Collected data:
-- Start --
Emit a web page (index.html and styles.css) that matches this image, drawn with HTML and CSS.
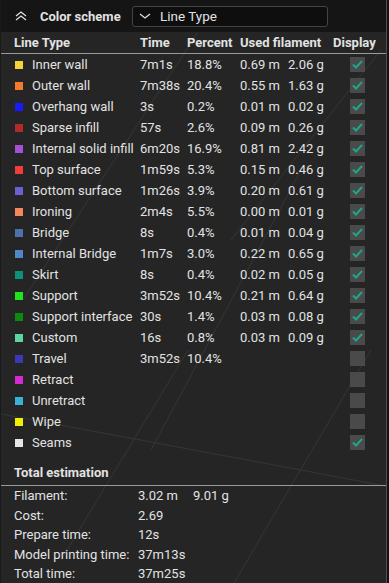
FILE: index.html
```html
<!DOCTYPE html>
<html lang="en">
<head>
  <meta charset="UTF-8" />
  <title>Color scheme</title>
  <link rel="stylesheet" href="styles.css">
</head>
<body>
  <div class="panel">
    <!-- faint build plate grid seen through the panel -->
    <svg class="grid" width="385" height="583" viewBox="0 0 385 583">
      <g stroke="#363636" stroke-width="1" fill="none">
        <path d="M197 32 L22 300"/>
        <path d="M380 50 L230 240"/>
        <path d="M300 170 L150 450"/>
        <path d="M187 350 L60 560"/>
        <path d="M370 350 L233 583"/>
        <path d="M0 414 L300 470 L389 487"/>
      </g>
    </svg>

    <div class="scheme">
      <svg class="collapse" width="12" height="10" viewBox="0 0 12 10">
        <path d="M1 5 L6 1 L11 5 M1 9 L6 5 L11 9" fill="none" stroke="#e0e0e0" stroke-width="1.3"/>
      </svg>
      <span class="scheme-title">Color scheme</span>
      <div class="select">
        <svg width="12" height="8" viewBox="0 0 12 8">
          <path d="M1 2 L6 6 L11 2" fill="none" stroke="#e0e0e0" stroke-width="1.3"/>
        </svg>
        <span>Line Type</span>
      </div>
    </div>

    <div class="table">
      <div class="row head">
        <span>Line Type</span>
        <span>Time</span>
        <span>Percent</span>
        <span class="span2">Used filament</span>
        <span>Display</span>
      </div>
      <div id="rows"></div>
    </div>

    <div class="totals">
      <div class="totals-title">Total estimation</div>
      <div class="trow"><span>Filament:</span><span>3.02 m</span><span>9.01 g</span></div>
      <div class="trow"><span>Cost:</span><span>2.69</span></div>
      <div class="trow"><span>Prepare time:</span><span>12s</span></div>
      <div class="trow"><span>Model printing time:</span><span>37m13s</span></div>
      <div class="trow"><span>Total time:</span><span>37m25s</span></div>
    </div>
  </div>

  <script>
    const lines = [
      ["Inner wall", "#f5d33b", "7m1s", "18.8%", "0.69 m", "2.06 g", true],
      ["Outer wall", "#f57a2e", "7m38s", "20.4%", "0.55 m", "1.63 g", true],
      ["Overhang wall", "#1a1aff", "3s", "0.2%", "0.01 m", "0.02 g", true],
      ["Sparse infill", "#b02a2a", "57s", "2.6%", "0.09 m", "0.26 g", true],
      ["Internal solid infill", "#a352d8", "6m20s", "16.9%", "0.81 m", "2.42 g", true],
      ["Top surface", "#f03c3c", "1m59s", "5.3%", "0.15 m", "0.46 g", true],
      ["Bottom surface", "#6b5fd6", "1m26s", "3.9%", "0.20 m", "0.61 g", true],
      ["Ironing", "#f5875e", "2m4s", "5.5%", "0.00 m", "0.01 g", true],
      ["Bridge", "#4c6fb0", "8s", "0.4%", "0.01 m", "0.04 g", true],
      ["Internal Bridge", "#4f86cc", "1m7s", "3.0%", "0.22 m", "0.65 g", true],
      ["Skirt", "#0d8f7a", "8s", "0.4%", "0.02 m", "0.05 g", true],
      ["Support", "#1ee61e", "3m52s", "10.4%", "0.21 m", "0.64 g", true],
      ["Support interface", "#0f8a0f", "30s", "1.4%", "0.03 m", "0.08 g", true],
      ["Custom", "#5ed69b", "16s", "0.8%", "0.03 m", "0.09 g", true],
      ["Travel", "#3a3ab8", "3m52s", "10.4%", "", "", false],
      ["Retract", "#d42ad4", "", "", "", "", false],
      ["Unretract", "#3bb0d6", "", "", "", "", false],
      ["Wipe", "#f0f000", "", "", "", "", false],
      ["Seams", "#e6e6e6", "", "", "", "", true]
    ];

    const tick = '<svg width="11" height="9" viewBox="0 0 11 9"><path d="M1 4.5 L4 7.5 L10 1" fill="none" stroke="#1fa58a" stroke-width="2"/></svg>';

    let html = "";
    for (const l of lines) {
      html += `<div class="row">
        <span class="name"><i class="swatch" style="background:${l[1]}"></i>${l[0]}</span>
        <span>${l[2]}</span>
        <span>${l[3]}</span>
        <span>${l[4]}</span>
        <span>${l[5]}</span>
        <span class="check">${l[6] ? tick : ""}</span>
      </div>`;
    }
    document.getElementById("rows").innerHTML = html;
  </script>
</body>
</html>
```

FILE: styles.css
```css
body {
  margin: 0;
  background-color: #121212;
  font-family: Roboto, Arial, sans-serif;
  font-size: 13px;
  color: #e2e2e2;
}

.panel {
  position: relative;
  width: 385px;
  height: 583px;
  background-color: #252525;
  border-left: 1px solid #1a1a1a;
  border-right: 1px solid #505050;
}

.grid {
  position: absolute;
  top: 0;
  left: 0;
}

.scheme,
.table,
.totals {
  position: relative;
}

.scheme {
  display: flex;
  align-items: center;
  height: 32px;
  padding-left: 14px;
  background-color: #151515;
}

.collapse {
  margin-right: 13px;
}

.scheme-title {
  width: 92px;
  font-weight: bold;
}

.select {
  display: flex;
  align-items: center;
  gap: 9px;
  width: 188px;
  height: 19px;
  padding-left: 6px;
  border: 1px solid #444;
  border-radius: 3px;
  background-color: #0e0e0e;
  font-size: 13.5px;
}

.row {
  display: grid;
  grid-template-columns: 126px 47px 53px 48px 45px 1fr;
  align-items: center;
  height: 21px;
  padding-left: 13px;
  white-space: nowrap;
}

.row.head {
  height: 21px;
  font-weight: bold;
  border-bottom: 1px solid #9a9a9a;
}

.row.head .span2 {
  grid-column: span 2;
}

.name {
  display: flex;
  align-items: center;
}

.swatch {
  display: inline-block;
  width: 8px;
  height: 8px;
  margin: 0 9px 0 1px;
}

.check {
  display: flex;
  align-items: center;
  justify-content: center;
  width: 15px;
  height: 15px;
  margin-left: 17px;
  background-color: #4a4a4a;
}

.totals {
  margin-top: 12px;
}

.totals-title {
  font-weight: bold;
  padding: 0 0 5px 13px;
  border-bottom: 1px solid #9a9a9a;
}

.trow {
  display: grid;
  grid-template-columns: 124px 55px auto;
  height: 19.5px;
  align-items: center;
  padding-left: 13px;
  white-space: nowrap;
}
```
-- End --
Requirements:
Write out the listing above again, exactly, but with no pictures in the copy.

Complete answer:
Emit a web page (index.html and styles.css) that matches this image, drawn with HTML and CSS.
FILE: index.html
```html
<!DOCTYPE html>
<html lang="en">
<head>
  <meta charset="UTF-8" />
  <title>Color scheme</title>
  <link rel="stylesheet" href="styles.css">
</head>
<body>
  <div class="panel">
    <!-- faint build plate grid seen through the panel -->
    <svg class="grid" width="385" height="583" viewBox="0 0 385 583">
      <g stroke="#363636" stroke-width="1" fill="none">
        <path d="M197 32 L22 300"/>
        <path d="M380 50 L230 240"/>
        <path d="M300 170 L150 450"/>
        <path d="M187 350 L60 560"/>
        <path d="M370 350 L233 583"/>
        <path d="M0 414 L300 470 L389 487"/>
      </g>
    </svg>

    <div class="scheme">
      <svg class="collapse" width="12" height="10" viewBox="0 0 12 10">
        <path d="M1 5 L6 1 L11 5 M1 9 L6 5 L11 9" fill="none" stroke="#e0e0e0" stroke-width="1.3"/>
      </svg>
      <span class="scheme-title">Color scheme</span>
      <div class="select">
        <svg width="12" height="8" viewBox="0 0 12 8">
          <path d="M1 2 L6 6 L11 2" fill="none" stroke="#e0e0e0" stroke-width="1.3"/>
        </svg>
        <span>Line Type</span>
      </div>
    </div>

    <div class="table">
      <div class="row head">
        <span>Line Type</span>
        <span>Time</span>
        <span>Percent</span>
        <span class="span2">Used filament</span>
        <span>Display</span>
      </div>
      <div id="rows"></div>
    </div>

    <div class="totals">
      <div class="totals-title">Total estimation</div>
      <div class="trow"><span>Filament:</span><span>3.02 m</span><span>9.01 g</span></div>
      <div class="trow"><span>Cost:</span><span>2.69</span></div>
      <div class="trow"><span>Prepare time:</span><span>12s</span></div>
      <div class="trow"><span>Model printing time:</span><span>37m13s</span></div>
      <div class="trow"><span>Total time:</span><span>37m25s</span></div>
    </div>
  </div>

  <script>
    const lines = [
      ["Inner wall", "#f5d33b", "7m1s", "18.8%", "0.69 m", "2.06 g", true],
      ["Outer wall", "#f57a2e", "7m38s", "20.4%", "0.55 m", "1.63 g", true],
      ["Overhang wall", "#1a1aff", "3s", "0.2%", "0.01 m", "0.02 g", true],
      ["Sparse infill", "#b02a2a", "57s", "2.6%", "0.09 m", "0.26 g", true],
      ["Internal solid infill", "#a352d8", "6m20s", "16.9%", "0.81 m", "2.42 g", true],
      ["Top surface", "#f03c3c", "1m59s", "5.3%", "0.15 m", "0.46 g", true],
      ["Bottom surface", "#6b5fd6", "1m26s", "3.9%", "0.20 m", "0.61 g", true],
      ["Ironing", "#f5875e", "2m4s", "5.5%", "0.00 m", "0.01 g", true],
      ["Bridge", "#4c6fb0", "8s", "0.4%", "0.01 m", "0.04 g", true],
      ["Internal Bridge", "#4f86cc", "1m7s", "3.0%", "0.22 m", "0.65 g", true],
      ["Skirt", "#0d8f7a", "8s", "0.4%", "0.02 m", "0.05 g", true],
      ["Support", "#1ee61e", "3m52s", "10.4%", "0.21 m", "0.64 g", true],
      ["Support interface", "#0f8a0f", "30s", "1.4%", "0.03 m", "0.08 g", true],
      ["Custom", "#5ed69b", "16s", "0.8%", "0.03 m", "0.09 g", true],
      ["Travel", "#3a3ab8", "3m52s", "10.4%", "", "", false],
      ["Retract", "#d42ad4", "", "", "", "", false],
      ["Unretract", "#3bb0d6", "", "", "", "", false],
      ["Wipe", "#f0f000", "", "", "", "", false],
      ["Seams", "#e6e6e6", "", "", "", "", true]
    ];

    const tick = '<svg width="11" height="9" viewBox="0 0 11 9"><path d="M1 4.5 L4 7.5 L10 1" fill="none" stroke="#1fa58a" stroke-width="2"/></svg>';

    let html = "";
    for (const l of lines) {
      html += `<div class="row">
        <span class="name"><i class="swatch" style="background:${l[1]}"></i>${l[0]}</span>
        <span>${l[2]}</span>
        <span>${l[3]}</span>
        <span>${l[4]}</span>
        <span>${l[5]}</span>
        <span class="check">${l[6] ? tick : ""}</span>
      </div>`;
    }
    document.getElementById("rows").innerHTML = html;
  </script>
</body>
</html>
```

FILE: styles.css
```css
body {
  margin: 0;
  background-color: #121212;
  font-family: Roboto, Arial, sans-serif;
  font-size: 13px;
  color: #e2e2e2;
}

.panel {
  position: relative;
  width: 385px;
  height: 583px;
  background-color: #252525;
  border-left: 1px solid #1a1a1a;
  border-right: 1px solid #505050;
}

.grid {
  position: absolute;
  top: 0;
  left: 0;
}

.scheme,
.table,
.totals {
  position: relative;
}

.scheme {
  display: flex;
  align-items: center;
  height: 32px;
  padding-left: 14px;
  background-color: #151515;
}

.collapse {
  margin-right: 13px;
}

.scheme-title {
  width: 92px;
  font-weight: bold;
}

.select {
  display: flex;
  align-items: center;
  gap: 9px;
  width: 188px;
  height: 19px;
  padding-left: 6px;
  border: 1px solid #444;
  border-radius: 3px;
  background-color: #0e0e0e;
  font-size: 13.5px;
}

.row {
  display: grid;
  grid-template-columns: 126px 47px 53px 48px 45px 1fr;
  align-items: center;
  height: 21px;
  padding-left: 13px;
  white-space: nowrap;
}

.row.head {
  height: 21px;
  font-weight: bold;
  border-bottom: 1px solid #9a9a9a;
}

.row.head .span2 {
  grid-column: span 2;
}

.name {
  display: flex;
  align-items: center;
}

.swatch {
  display: inline-block;
  width: 8px;
  height: 8px;
  margin: 0 9px 0 1px;
}

.check {
  display: flex;
  align-items: center;
  justify-content: center;
  width: 15px;
  height: 15px;
  margin-left: 17px;
  background-color: #4a4a4a;
}

.totals {
  margin-top: 12px;
}

.totals-title {
  font-weight: bold;
  padding: 0 0 5px 13px;
  border-bottom: 1px solid #9a9a9a;
}

.trow {
  display: grid;
  grid-template-columns: 124px 55px auto;
  height: 19.5px;
  align-items: center;
  padding-left: 13px;
  white-space: nowrap;
}
```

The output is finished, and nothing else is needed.